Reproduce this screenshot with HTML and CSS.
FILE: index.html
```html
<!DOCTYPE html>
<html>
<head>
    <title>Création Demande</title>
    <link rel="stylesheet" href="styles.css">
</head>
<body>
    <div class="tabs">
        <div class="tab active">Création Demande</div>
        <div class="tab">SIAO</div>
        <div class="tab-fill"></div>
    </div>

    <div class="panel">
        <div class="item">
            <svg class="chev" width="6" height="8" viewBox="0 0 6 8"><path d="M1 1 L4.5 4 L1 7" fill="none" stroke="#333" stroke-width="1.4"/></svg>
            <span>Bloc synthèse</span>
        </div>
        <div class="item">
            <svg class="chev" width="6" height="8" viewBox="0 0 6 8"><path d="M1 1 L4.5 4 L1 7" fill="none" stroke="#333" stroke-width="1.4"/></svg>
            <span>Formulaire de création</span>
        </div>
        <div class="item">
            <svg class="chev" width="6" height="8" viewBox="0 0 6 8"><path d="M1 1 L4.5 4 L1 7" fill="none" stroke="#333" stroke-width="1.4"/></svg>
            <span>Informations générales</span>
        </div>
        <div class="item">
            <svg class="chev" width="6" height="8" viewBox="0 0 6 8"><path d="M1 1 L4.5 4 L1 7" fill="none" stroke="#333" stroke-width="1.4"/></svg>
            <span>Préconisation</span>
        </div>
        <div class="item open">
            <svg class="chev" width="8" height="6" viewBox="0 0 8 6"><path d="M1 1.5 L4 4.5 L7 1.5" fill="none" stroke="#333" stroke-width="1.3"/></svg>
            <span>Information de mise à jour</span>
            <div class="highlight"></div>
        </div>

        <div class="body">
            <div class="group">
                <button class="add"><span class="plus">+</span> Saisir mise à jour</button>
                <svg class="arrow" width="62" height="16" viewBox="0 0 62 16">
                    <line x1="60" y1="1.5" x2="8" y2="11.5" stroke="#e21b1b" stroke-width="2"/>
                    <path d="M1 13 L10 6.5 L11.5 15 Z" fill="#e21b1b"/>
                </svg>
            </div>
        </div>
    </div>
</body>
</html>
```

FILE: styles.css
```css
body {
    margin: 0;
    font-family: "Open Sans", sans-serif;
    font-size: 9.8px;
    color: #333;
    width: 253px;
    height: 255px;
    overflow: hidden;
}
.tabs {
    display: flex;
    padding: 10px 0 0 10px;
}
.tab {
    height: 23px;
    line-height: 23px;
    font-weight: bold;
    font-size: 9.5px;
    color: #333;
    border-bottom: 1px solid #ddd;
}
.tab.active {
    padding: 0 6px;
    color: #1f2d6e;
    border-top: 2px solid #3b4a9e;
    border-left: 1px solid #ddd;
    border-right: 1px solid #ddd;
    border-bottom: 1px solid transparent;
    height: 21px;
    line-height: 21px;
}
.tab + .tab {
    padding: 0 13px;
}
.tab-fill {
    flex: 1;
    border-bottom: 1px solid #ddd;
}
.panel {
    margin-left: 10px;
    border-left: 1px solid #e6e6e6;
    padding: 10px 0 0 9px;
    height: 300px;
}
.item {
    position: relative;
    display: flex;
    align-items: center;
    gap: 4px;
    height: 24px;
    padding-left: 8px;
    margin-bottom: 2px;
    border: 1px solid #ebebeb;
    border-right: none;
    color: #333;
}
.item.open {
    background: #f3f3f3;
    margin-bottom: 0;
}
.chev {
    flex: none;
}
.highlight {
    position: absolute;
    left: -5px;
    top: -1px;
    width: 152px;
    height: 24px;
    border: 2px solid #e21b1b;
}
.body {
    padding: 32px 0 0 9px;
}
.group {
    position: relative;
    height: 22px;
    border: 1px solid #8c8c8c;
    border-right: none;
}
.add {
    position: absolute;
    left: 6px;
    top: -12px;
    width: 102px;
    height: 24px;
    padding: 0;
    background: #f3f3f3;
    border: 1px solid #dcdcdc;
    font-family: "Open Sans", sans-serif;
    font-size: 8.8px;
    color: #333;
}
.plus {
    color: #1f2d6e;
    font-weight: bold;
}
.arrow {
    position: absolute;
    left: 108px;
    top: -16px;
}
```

────────────────────────────────────────

**Instructions to follow**
Every line of the data above should be copied exactly.

**Result for this task**
Reproduce this screenshot with HTML and CSS.
FILE: index.html
```html
<!DOCTYPE html>
<html>
<head>
    <title>Création Demande</title>
    <link rel="stylesheet" href="styles.css">
</head>
<body>
    <div class="tabs">
        <div class="tab active">Création Demande</div>
        <div class="tab">SIAO</div>
        <div class="tab-fill"></div>
    </div>

    <div class="panel">
        <div class="item">
            <svg class="chev" width="6" height="8" viewBox="0 0 6 8"><path d="M1 1 L4.5 4 L1 7" fill="none" stroke="#333" stroke-width="1.4"/></svg>
            <span>Bloc synthèse</span>
        </div>
        <div class="item">
            <svg class="chev" width="6" height="8" viewBox="0 0 6 8"><path d="M1 1 L4.5 4 L1 7" fill="none" stroke="#333" stroke-width="1.4"/></svg>
            <span>Formulaire de création</span>
        </div>
        <div class="item">
            <svg class="chev" width="6" height="8" viewBox="0 0 6 8"><path d="M1 1 L4.5 4 L1 7" fill="none" stroke="#333" stroke-width="1.4"/></svg>
            <span>Informations générales</span>
        </div>
        <div class="item">
            <svg class="chev" width="6" height="8" viewBox="0 0 6 8"><path d="M1 1 L4.5 4 L1 7" fill="none" stroke="#333" stroke-width="1.4"/></svg>
            <span>Préconisation</span>
        </div>
        <div class="item open">
            <svg class="chev" width="8" height="6" viewBox="0 0 8 6"><path d="M1 1.5 L4 4.5 L7 1.5" fill="none" stroke="#333" stroke-width="1.3"/></svg>
            <span>Information de mise à jour</span>
            <div class="highlight"></div>
        </div>

        <div class="body">
            <div class="group">
                <button class="add"><span class="plus">+</span> Saisir mise à jour</button>
                <svg class="arrow" width="62" height="16" viewBox="0 0 62 16">
                    <line x1="60" y1="1.5" x2="8" y2="11.5" stroke="#e21b1b" stroke-width="2"/>
                    <path d="M1 13 L10 6.5 L11.5 15 Z" fill="#e21b1b"/>
                </svg>
            </div>
        </div>
    </div>
</body>
</html>
```

FILE: styles.css
```css
body {
    margin: 0;
    font-family: "Open Sans", sans-serif;
    font-size: 9.8px;
    color: #333;
    width: 253px;
    height: 255px;
    overflow: hidden;
}
.tabs {
    display: flex;
    padding: 10px 0 0 10px;
}
.tab {
    height: 23px;
    line-height: 23px;
    font-weight: bold;
    font-size: 9.5px;
    color: #333;
    border-bottom: 1px solid #ddd;
}
.tab.active {
    padding: 0 6px;
    color: #1f2d6e;
    border-top: 2px solid #3b4a9e;
    border-left: 1px solid #ddd;
    border-right: 1px solid #ddd;
    border-bottom: 1px solid transparent;
    height: 21px;
    line-height: 21px;
}
.tab + .tab {
    padding: 0 13px;
}
.tab-fill {
    flex: 1;
    border-bottom: 1px solid #ddd;
}
.panel {
    margin-left: 10px;
    border-left: 1px solid #e6e6e6;
    padding: 10px 0 0 9px;
    height: 300px;
}
.item {
    position: relative;
    display: flex;
    align-items: center;
    gap: 4px;
    height: 24px;
    padding-left: 8px;
    margin-bottom: 2px;
    border: 1px solid #ebebeb;
    border-right: none;
    color: #333;
}
.item.open {
    background: #f3f3f3;
    margin-bottom: 0;
}
.chev {
    flex: none;
}
.highlight {
    position: absolute;
    left: -5px;
    top: -1px;
    width: 152px;
    height: 24px;
    border: 2px solid #e21b1b;
}
.body {
    padding: 32px 0 0 9px;
}
.group {
    position: relative;
    height: 22px;
    border: 1px solid #8c8c8c;
    border-right: none;
}
.add {
    position: absolute;
    left: 6px;
    top: -12px;
    width: 102px;
    height: 24px;
    padding: 0;
    background: #f3f3f3;
    border: 1px solid #dcdcdc;
    font-family: "Open Sans", sans-serif;
    font-size: 8.8px;
    color: #333;
}
.plus {
    color: #1f2d6e;
    font-weight: bold;
}
.arrow {
    position: absolute;
    left: 108px;
    top: -16px;
}
```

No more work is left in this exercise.